▸ **WHAT NEEDS TO BE DONE**
Locate the lines where "styles" occurs and copy them as they stand.

▸ **GIVEN DATA**

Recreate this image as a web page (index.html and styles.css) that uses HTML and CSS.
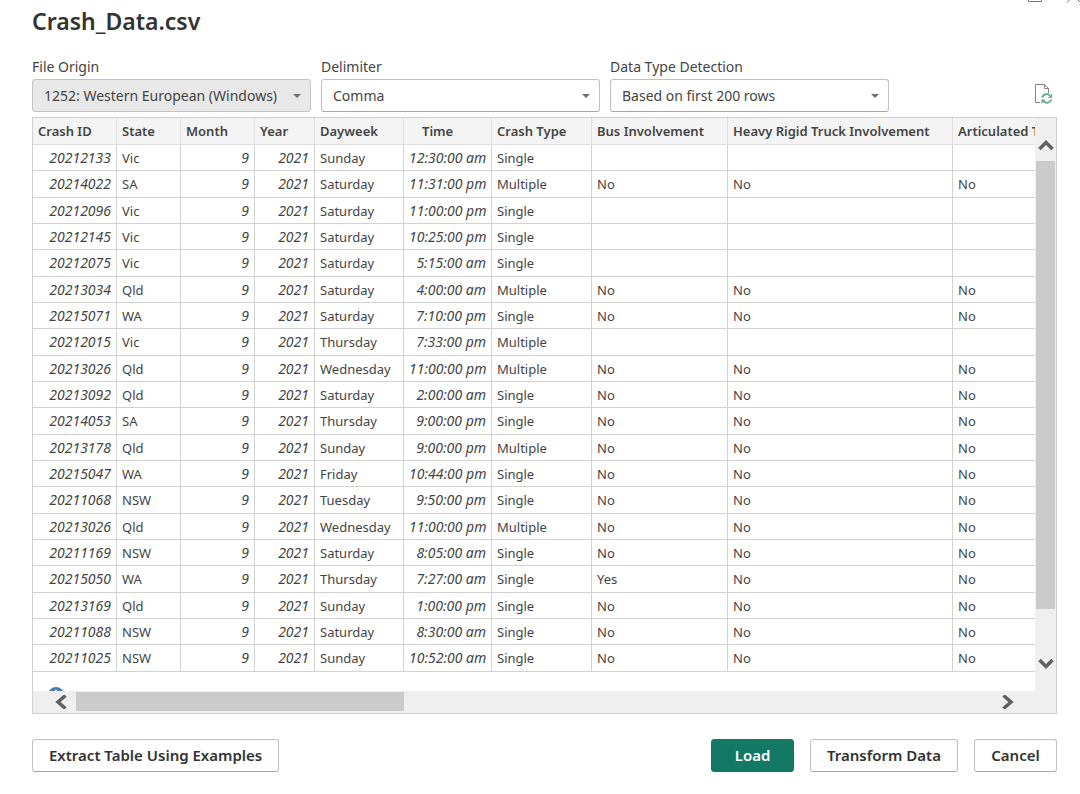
FILE: index.html
```html
<!DOCTYPE html>
<html lang="en">
<head>
<meta charset="utf-8">
<title>Crash_Data.csv</title>
<link rel="stylesheet" href="styles.css">
</head>
<body>
<div class="window-controls" aria-hidden="true">
  <svg width="60" height="4" viewBox="0 0 60 4"><path d="M8.500 0V1.500H21.500V0M47 2.500L50 -0.500M60.500 2.500L57.500 -0.500" fill="none" stroke="#777"/></svg>
</div>
<main class="dialog">
  <h1 class="title">Crash_Data.csv</h1>

  <form class="options">
    <div class="field">
      <label for="origin">File Origin</label>
      <div class="picker picker-disabled">
        <select id="origin" disabled><option>1252: Western European (Windows)</option></select>
      </div>
    </div>
    <div class="field">
      <label for="delimiter">Delimiter</label>
      <div class="picker">
        <select id="delimiter"><option>Comma</option></select>
      </div>
    </div>
    <div class="field">
      <label for="detection">Data Type Detection</label>
      <div class="picker">
        <select id="detection"><option>Based on first 200 rows</option></select>
      </div>
    </div>
    <button type="button" class="refresh" aria-label="Refresh preview">
      <svg width="20" height="20" viewBox="0 0 20 20" fill="none">
        <path d="M7 18.500H2.500V.500H11.500L15.500 4.500V9M11.500 .500V4.500H15.500" stroke="#858585"/>
        <path d="M9.200 13.500A4.600 4.600 0 0 1 17 11.600M18.300 15.400A4.600 4.600 0 0 1 10.600 17.400" stroke="#6bac95" stroke-width="2"/>
        <path d="M19.200 9.500V14H14.700ZM8.400 20V15.500H12.900Z" fill="#6bac95"/>
      </svg>
    </button>
  </form>

  <section class="preview">
    <div class="viewport">
      <table class="grid">
        <colgroup>
          <col class="c-id"><col class="c-state"><col class="c-month"><col class="c-year"><col class="c-day">
          <col class="c-time"><col class="c-type"><col class="c-bus"><col class="c-truck"><col class="c-articulated">
        </colgroup>
        <thead>
          <tr><th>Crash ID</th><th>State</th><th>Month</th><th>Year</th><th>Dayweek</th><th class="time-head">Time</th><th>Crash Type</th><th>Bus Involvement</th><th>Heavy Rigid Truck Involvement</th><th>Articulated Truck Involvement</th></tr>
        </thead>
        <tbody>
          <tr><td class="num">20212133</td><td>Vic</td><td class="num">9</td><td class="num">2021</td><td>Sunday</td><td class="num">12:30:00 am</td><td>Single</td><td></td><td></td><td></td></tr>
          <tr><td class="num">20214022</td><td>SA</td><td class="num">9</td><td class="num">2021</td><td>Saturday</td><td class="num">11:31:00 pm</td><td>Multiple</td><td>No</td><td>No</td><td>No</td></tr>
          <tr><td class="num">20212096</td><td>Vic</td><td class="num">9</td><td class="num">2021</td><td>Saturday</td><td class="num">11:00:00 pm</td><td>Single</td><td></td><td></td><td></td></tr>
          <tr><td class="num">20212145</td><td>Vic</td><td class="num">9</td><td class="num">2021</td><td>Saturday</td><td class="num">10:25:00 pm</td><td>Single</td><td></td><td></td><td></td></tr>
          <tr><td class="num">20212075</td><td>Vic</td><td class="num">9</td><td class="num">2021</td><td>Saturday</td><td class="num">5:15:00 am</td><td>Single</td><td></td><td></td><td></td></tr>
          <tr><td class="num">20213034</td><td>Qld</td><td class="num">9</td><td class="num">2021</td><td>Saturday</td><td class="num">4:00:00 am</td><td>Multiple</td><td>No</td><td>No</td><td>No</td></tr>
          <tr><td class="num">20215071</td><td>WA</td><td class="num">9</td><td class="num">2021</td><td>Saturday</td><td class="num">7:10:00 pm</td><td>Single</td><td>No</td><td>No</td><td>No</td></tr>
          <tr><td class="num">20212015</td><td>Vic</td><td class="num">9</td><td class="num">2021</td><td>Thursday</td><td class="num">7:33:00 pm</td><td>Multiple</td><td></td><td></td><td></td></tr>
          <tr><td class="num">20213026</td><td>Qld</td><td class="num">9</td><td class="num">2021</td><td>Wednesday</td><td class="num">11:00:00 pm</td><td>Multiple</td><td>No</td><td>No</td><td>No</td></tr>
          <tr><td class="num">20213092</td><td>Qld</td><td class="num">9</td><td class="num">2021</td><td>Saturday</td><td class="num">2:00:00 am</td><td>Single</td><td>No</td><td>No</td><td>No</td></tr>
          <tr><td class="num">20214053</td><td>SA</td><td class="num">9</td><td class="num">2021</td><td>Thursday</td><td class="num">9:00:00 pm</td><td>Single</td><td>No</td><td>No</td><td>No</td></tr>
          <tr><td class="num">20213178</td><td>Qld</td><td class="num">9</td><td class="num">2021</td><td>Sunday</td><td class="num">9:00:00 pm</td><td>Multiple</td><td>No</td><td>No</td><td>No</td></tr>
          <tr><td class="num">20215047</td><td>WA</td><td class="num">9</td><td class="num">2021</td><td>Friday</td><td class="num">10:44:00 pm</td><td>Single</td><td>No</td><td>No</td><td>No</td></tr>
          <tr><td class="num">20211068</td><td>NSW</td><td class="num">9</td><td class="num">2021</td><td>Tuesday</td><td class="num">9:50:00 pm</td><td>Single</td><td>No</td><td>No</td><td>No</td></tr>
          <tr><td class="num">20213026</td><td>Qld</td><td class="num">9</td><td class="num">2021</td><td>Wednesday</td><td class="num">11:00:00 pm</td><td>Multiple</td><td>No</td><td>No</td><td>No</td></tr>
          <tr><td class="num">20211169</td><td>NSW</td><td class="num">9</td><td class="num">2021</td><td>Saturday</td><td class="num">8:05:00 am</td><td>Single</td><td>No</td><td>No</td><td>No</td></tr>
          <tr><td class="num">20215050</td><td>WA</td><td class="num">9</td><td class="num">2021</td><td>Thursday</td><td class="num">7:27:00 am</td><td>Single</td><td>Yes</td><td>No</td><td>No</td></tr>
          <tr><td class="num">20213169</td><td>Qld</td><td class="num">9</td><td class="num">2021</td><td>Sunday</td><td class="num">1:00:00 pm</td><td>Single</td><td>No</td><td>No</td><td>No</td></tr>
          <tr><td class="num">20211088</td><td>NSW</td><td class="num">9</td><td class="num">2021</td><td>Saturday</td><td class="num">8:30:00 am</td><td>Single</td><td>No</td><td>No</td><td>No</td></tr>
          <tr><td class="num">20211025</td><td>NSW</td><td class="num">9</td><td class="num">2021</td><td>Sunday</td><td class="num">10:52:00 am</td><td>Single</td><td>No</td><td>No</td><td>No</td></tr>
        </tbody>
      </table>
      <div class="note">
        <svg width="16" height="4" viewBox="0 0 16 4"><circle cx="8" cy="8" r="8" fill="#4a7fb5"/><path d="M7 3H9V4H7Z" fill="#fff"/></svg>
      </div>
    </div>
    <div class="scroll-y">
      <button type="button" class="arrow" aria-label="Scroll up"><svg width="16" height="12" viewBox="0 0 16 12"><path d="M1.500 10L8 3.500L14.500 10" fill="none" stroke="#606060" stroke-width="3.500"/></svg></button>
      <div class="track"><div class="thumb"></div></div>
      <button type="button" class="arrow" aria-label="Scroll down"><svg width="16" height="12" viewBox="0 0 16 12"><path d="M1.500 2L8 8.500L14.500 2" fill="none" stroke="#606060" stroke-width="3.500"/></svg></button>
    </div>
    <div class="scroll-x">
      <button type="button" class="arrow" aria-label="Scroll left"><svg width="12" height="14" viewBox="0 0 12 14"><path d="M10.500 .500L3 7L10.500 13.500" fill="none" stroke="#606060" stroke-width="3.500"/></svg></button>
      <div class="track"><div class="thumb"></div></div>
      <button type="button" class="arrow" aria-label="Scroll right"><svg width="12" height="14" viewBox="0 0 12 14"><path d="M1.500 .500L9 7L1.500 13.500" fill="none" stroke="#606060" stroke-width="3.500"/></svg></button>
    </div>
  </section>

  <footer class="actions">
    <button type="button" class="btn extract">Extract Table Using Examples</button>
    <button type="button" class="btn primary">Load</button>
    <button type="button" class="btn">Transform Data</button>
    <button type="button" class="btn">Cancel</button>
  </footer>
</main>
</body>
</html>
```
FILE: styles.css
```css
* { box-sizing: border-box; }

body {
  margin: 0;
  background: #fff;
  color: #444;
  font: 14px/20px "Noto Sans", "Open Sans", sans-serif;
}

button, select { font: inherit; color: inherit; }

.window-controls {
  display: flex;
  justify-content: flex-end;
  height: 4px;
}

.dialog { padding: 0 23px 20px 32px; }

.title {
  margin: 0;
  padding-top: 1px;
  color: #333;
  font-size: 23px;
  font-weight: 600;
  line-height: 32px;
}

.options {
  display: flex;
  align-items: flex-end;
  gap: 10px;
  margin-top: 20px;
}

.field { flex: 0 1 279px; min-width: 0; }

.field label {
  display: block;
  padding-bottom: 2px;
}

.picker { position: relative; }

.picker::after {
  content: "";
  position: absolute;
  top: 15px;
  right: 10px;
  border: 4px solid transparent;
  border-top-color: #707070;
  border-bottom: 0;
  pointer-events: none;
}

.picker select {
  display: block;
  width: 100%;
  height: 33px;
  padding: 0 24px 0 11px;
  appearance: none;
  background: #fff;
  border: 1px solid #c0c0c0;
  border-bottom-color: #a6a6a6;
  border-radius: 3px;
}

.picker-disabled select {
  background: #e8e8e8;
  border-color: #c3c3c3;
  opacity: 1;
}

.refresh {
  display: flex;
  margin: 0 4px 8px auto;
  padding: 0;
  background: none;
  border: 0;
}

.preview {
  display: grid;
  grid-template-columns: minmax(0, 1fr) 21px;
  margin-top: 5px;
  border: 1px solid #cfcfcf;
  background: #efefef;
}

.viewport {
  overflow: hidden;
  background: #fff;
}

.grid {
  width: 1120px;
  table-layout: fixed;
  border-spacing: 0;
  font-size: 13px;
  line-height: 18px;
}

.c-id { width: 84px; }
.c-state { width: 64px; }
.c-month { width: 74px; }
.c-year { width: 60px; }
.c-day { width: 89px; }
.c-time { width: 88px; }
.c-type { width: 100px; }
.c-bus { width: 136px; }
.c-truck { width: 225px; }
.c-articulated { width: 200px; }

.grid th, .grid td {
  height: 26px;
  padding: 0 5px;
  border: solid #d2d2d2;
  border-width: 0 1px 1px 0;
  text-align: left;
  white-space: nowrap;
}

.grid th {
  height: 27px;
  background: #f4f4f4;
  border-color: #dedede;
  font-weight: 600;
}

.grid tr:nth-child(3n + 2) td { height: 27px; }

.grid .time-head { padding-left: 18px; }

.grid .num {
  font-size: 14px;
  font-style: italic;
  text-align: right;
}

.note {
  display: flex;
  padding: 15px 15px 0;
}

.arrow {
  display: flex;
  align-items: center;
  justify-content: center;
  flex: none;
  padding: 0;
  background: none;
  border: 0;
}

.track { display: flex; flex: 1; }

.thumb { background: #cbcbcb; }

.scroll-y {
  display: flex;
  flex-direction: column;
  padding: 11px 0 12px 1px;
}

.scroll-y .arrow { height: 31px; }
.scroll-y .track { padding: 1px 1px 0 0; }
.scroll-y .thumb { width: 100%; height: 92%; }

.scroll-x {
  display: flex;
  grid-column: 1 / -1;
  height: 22px;
  padding: 1px 33px 2px 13px;
}

.scroll-x .arrow { width: 30px; }
.scroll-x .thumb { width: calc(100% * 5 / 14); }

.actions {
  display: flex;
  gap: 16px;
  margin-top: 25px;
}

.btn {
  min-width: 83px;
  height: 33px;
  padding: 0 16px 2px;
  background: #fff;
  border: 1px solid #c0c0c0;
  border-bottom-color: #a6a6a6;
  border-radius: 3px;
  color: #333;
  font-size: 15px;
  font-weight: 600;
  white-space: nowrap;
}

.extract { margin-right: auto; }

.primary {
  background: #137864;
  border-color: #137864;
  color: #fff;
}
```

▸ **ANSWER TO THIS PROBLEM**
Recreate this image as a web page (index.html and styles.css) that uses HTML and CSS.
<link rel="stylesheet" href="styles.css">
FILE: styles.css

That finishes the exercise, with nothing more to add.